Gerhard Richter Is Selling Over $1 Million of His Art to Help Build 100 Houses for the Homeless

The German artist is donating 18 works to fund the initiative.

German painter Gerhard Richter poses in front of his works Abstrakte Bilder. Photo ARNO BURGI/AFP/Getty Images.

A major donation from Germany’s most famous—and most expensive—living artist, Gerhard Richter, will help finance the construction of 100 units of permanent housing for the homeless in the North Rhine-Westphalia of Germany, a region that encompasses Düsseldorf and Cologne.

The works—a special edition of color offsets from 2015 that are part of Richter’s ongoing series “Cage f.ff”—are available as three sets of six. They are being offered by fiftyfifty, a magazine and charitable organization for the homeless. The hand-signed works are priced at €420,000 ($493,080). They may also be bid on individually through fiftyfifty’s website.

All told, the sale is expected to generate €1 million to €1.2 million for the Housing First Fund, which seeks to provide people experiencing homelessness with permanent housing. Richter’s donation will be augmented by €424,000 ($497,477) in state funding, North Rhine-Westphalia announced on Wednesday.

Gerhard Richter’s Cage II, one of the 18 works the artists is donating. Courtesy fiftyfifty.

After fiftyfifty launched Housing First in 2014, it began buying up real estate in Düsseldorf to rent to homeless people throughout the city, giving them their own leases and helping them with furnishings. The organization has previously offered editions by artists including Andreas Gursky and Jeff Koons. Richter also donated works to the initiative in 2015.

“Years ago, we explained the concept for housing the homeless to Richter,” says Julia von Lindern, the head of the Housing First project at fiftyfifty. “Right away, he was sure that it could work and the benefit of the sale of his works could and should be spent on the apartment project. That was the beginning. Now we are trying to transform that idea around the larger region.”

The latest round of fundraising will allow the Housing First Fund to extend the concept across the North Rhine-Westphalia for the first time. (Alongside fiftyfifty, the charity organization Parity NRW is a major supporter of the pilot project.)

Richter has been based in the region for decades, though he recently resettled in Cologne after living in Düsseldorf for many years. He studied at the art academy in Düsseldorf before becoming a professor at the school until 1993. There are an estimated 2,000 homeless people in the city, which is one of Germany’s priciest.

Last year, Richter was listed as one of Germany’s richest people; he has an estimated fortune of around €700 million ($821 million).

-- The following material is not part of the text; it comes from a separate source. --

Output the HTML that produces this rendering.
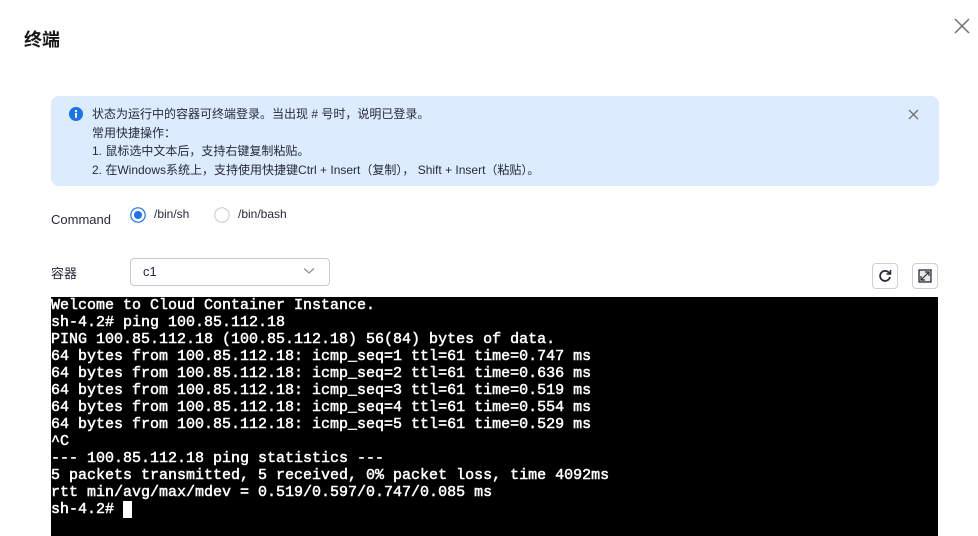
<!DOCTYPE html>
<html><head><meta charset="utf-8"><style>
body{margin:0;width:978px;height:536px;background:#fff;position:relative;overflow:hidden;font-family:"Liberation Sans","Noto Sans CJK SC",sans-serif;color:#252b3a}
.abs{position:absolute}
.title{left:24px;top:26px;font-size:18px;font-weight:bold;color:#191919}
.alert{left:51px;top:96px;width:888px;height:90px;background:#dcebfe;border-radius:8px}
.alert .t{position:absolute;left:41px;top:9px;font-size:12px;line-height:18.6px;color:#252b3a}
.term{left:51px;top:297px;width:887px;height:239px;background:#000;color:#fff;font-family:"Liberation Mono",monospace;font-weight:normal;-webkit-text-stroke:0.5px #fff;font-size:15px;line-height:17px;white-space:pre;padding-top:0}
.lbl{font-size:13px;color:#252b3a}
.btn{width:26px;height:26px;border:1px solid #cfd0d4;border-radius:4px;box-sizing:border-box;display:flex;align-items:center;justify-content:center}
</style></head><body>
<div class="abs title">终端</div>
<svg class="abs" style="left:953px;top:17px" width="18" height="18" viewBox="0 0 18 18"><path d="M2 2L16 16M16 2L2 16" stroke="#707070" stroke-width="1.5"/></svg>
<div class="abs alert">
<svg style="position:absolute;left:18px;top:11px" width="14" height="14" viewBox="0 0 14 14"><circle cx="7" cy="7" r="7" fill="#1a73e8"/><rect x="6" y="5.8" width="2" height="5" fill="#fff"/><rect x="6" y="3" width="2" height="2" fill="#fff"/></svg>
<div class="t">状态为运行中的容器可终端登录。当出现 # 号时，说明已登录。<br>常用快捷操作：<br>1. 鼠标选中文本后，支持右键复制粘贴。<br>2. 在Windows系统上，支持使用快捷键Ctrl + Insert（复制）， Shift + Insert（粘贴）。</div>
<svg style="position:absolute;left:857px;top:13px" width="11" height="11" viewBox="0 0 11 11"><path d="M1 1L10 10M10 1L1 10" stroke="#707070" stroke-width="1.3"/></svg>
</div>
<div class="abs lbl" style="left:51px;top:212px">Command</div>
<svg class="abs" style="left:130px;top:207px" width="16" height="16"><circle cx="8" cy="8" r="7.2" fill="#fff" stroke="#1a73e8" stroke-width="1.2"/><circle cx="8" cy="8" r="4" fill="#1a73e8"/></svg>
<div class="abs" style="left:154px;top:207px;font-size:12px">/bin/sh</div>
<svg class="abs" style="left:214px;top:207px" width="16" height="16"><circle cx="8" cy="8" r="7.2" fill="#fff" stroke="#c8c9cc" stroke-width="1"/></svg>
<div class="abs" style="left:238px;top:207px;font-size:12px">/bin/bash</div>
<div class="abs lbl" style="left:51px;top:263px">容器</div>
<div class="abs" style="left:130px;top:258px;width:200px;height:28px;border:1px solid #c8c9cc;border-radius:4px;box-sizing:border-box"></div>
<div class="abs" style="left:143px;top:264px;font-size:13px">c1</div>
<svg class="abs" style="left:303px;top:267px" width="12" height="8"><path d="M1 1.5L6 6L11 1.5" stroke="#8a8e99" stroke-width="1.2" fill="none"/></svg>
<div class="abs btn" style="left:872px;top:263px"><svg width="16" height="16" viewBox="0 0 16 16"><path d="M12.5 5.5A5 5 0 1 0 13 9" stroke="#252b3a" stroke-width="1.8" fill="none"/><path d="M13.5 2L13.5 6L9.5 6" stroke="#252b3a" stroke-width="1.6" fill="none"/></svg></div>
<div class="abs btn" style="left:912px;top:263px"><svg width="14" height="14" viewBox="0 0 14 14"><rect x="1" y="1" width="12" height="12" fill="#e8e8e8" stroke="#252b3a" stroke-width="1.3"/><path d="M3 11L11 3M7 3H11V7M3 7V11H7" stroke="#252b3a" stroke-width="1.2" fill="none"/></svg></div>
<div class="abs term">Welcome to Cloud Container Instance.
sh-4.2# ping 100.85.112.18
PING 100.85.112.18 (100.85.112.18) 56(84) bytes of data.
64 bytes from 100.85.112.18: icmp_seq=1 ttl=61 time=0.747 ms
64 bytes from 100.85.112.18: icmp_seq=2 ttl=61 time=0.636 ms
64 bytes from 100.85.112.18: icmp_seq=3 ttl=61 time=0.519 ms
64 bytes from 100.85.112.18: icmp_seq=4 ttl=61 time=0.554 ms
64 bytes from 100.85.112.18: icmp_seq=5 ttl=61 time=0.529 ms
^C
--- 100.85.112.18 ping statistics ---
5 packets transmitted, 5 received, 0% packet loss, time 4092ms
rtt min/avg/max/mdev = 0.519/0.597/0.747/0.085 ms
sh-4.2# <span style="background:#fff">&nbsp;</span></div>
</body></html>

The 86-year-old artist has been in a particularly charitable mood in the past year. Last summer, Richter announced he would give his series “Birkenau” to the German Reichstag and donated a photographic version of his famous painting Aunt Marianne (1987) to a memorial in Saxony dedicated to the victims of forced euthanasia under the Nazi regime. Last September, he volunteered to donate a site-specific work to the city of Münster in Westphalia.

We reached out to Richter’s Düsseldorf gallery for comment on the latest gift, but did not receive a response by the time of publishing.

“It’s a win-win situation,” says von Lindern. “You can own a beautiful picture by Gerhard and you can also doing something really beneficial for the homeless.”